We arise when we want to on Christmas Day, lazily have coffee and open our stocking presents–our one concession to Santa Claus. No patter of little feet, no nudging of soft hands and sweet slobbery kisses waking us up at 6 A.M. No reliving Christmas past through a child’s excitement-gorged eyes. No crèche or school pageant, no midnight service for the whole family. We vow we’ll attend Handel’s Messiah at the church on the corner, the very church where we were married many moons ago, but we get lazy and just put on a CD. Meanwhile, high in the hall closet there’s a box of ornaments taking up expensive domestic real estate. We had a tree once, maybe twice, maybe we will again.
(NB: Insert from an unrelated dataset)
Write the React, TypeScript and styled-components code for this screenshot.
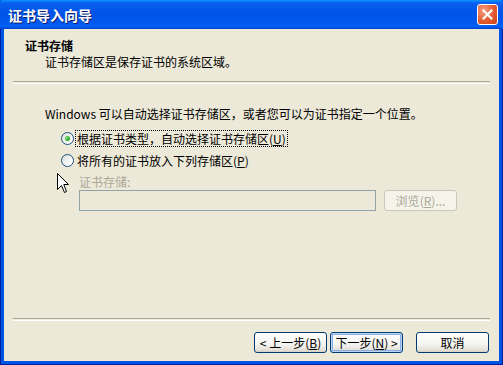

Refuge with Jewish friends used to be an option, but Hanukkah has become almost as prolonged and gift-driven as Christmas. Our lobby is a Scylla and Charybdis of competing symbols; the Hanukkah menorah on one side conducts its night-by-night vigil while the overdressed cedar winks back.

This year, some fortuitous interventions enabled me to slide through several weeks in sweet oblivion, and I pass them on in the hope that, reworked and adapted to others’ specific holiday needs, they might serve as defenses for other artful dodgers.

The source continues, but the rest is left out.